I meant not that the “robot will self-improve”, but that the research in robotics will create AIs which are agential and adapted to act in the real world. Such AIs may start to self-improve later and without robotic body.
This seems likely to me as well, especially since “service” is by definition bounded and agent is not.
Monitoring surveillance in order to see if anyone is breaking rules seems to be quite a bounded task, and in fact is one that we are already in the process of automating (using our current AI systems, which are basically all bounded).
Of course, there are lots of other tasks that are not as clear. But to the extent that you believe the Factored Cognition hypothesis, you should believe that we can make bounded services that nevertheless do a very good job.
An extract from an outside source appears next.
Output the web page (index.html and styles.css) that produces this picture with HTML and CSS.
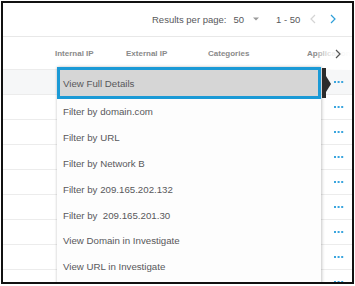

That seems true, but if this surveillance monitoring isn’t 100% effective, won’t you still need an agential police to deal with any threats that manage to evade the surveillance? Or do you buy Eric’s argument that we can use a period of “unopposed preparation” to make sure that the defense, even though it’s bounded, is still much more capable than any agential threat it might face?
Sorry, when I said “there are lots of other tasks that are not as clear”, I meant that there are a lot of other tasks relevant to policing and security that are not as clear, such as police to deal with threats that evade surveillance. I think the optimism here comes from our ability to decompose tasks, such that we can take a task that seems to require goal-directed agency (like “be the police”) and turn it into a bunch of subtasks that no longer look agential.
I agree that in the long term, agent AI could probably improve faster than CAIS, but I think CAIS could still be a solution.
Regardless of how it is aligned, aligned AI will tend to improve slower than unaligned AI, because it is trying to achieve a more complicated goal, human oversight takes time, etc. To prevent unaligned AI, aligned AI will need a head start, so it can stop any unaligned AI while it’s still much weaker. I don’t think CAIS is fundamentally different in that respect.
If the reasoning in the post that CAIS will develop before AGI holds up, then CAIS would actually have an advantage, because it would be easier to get a head start.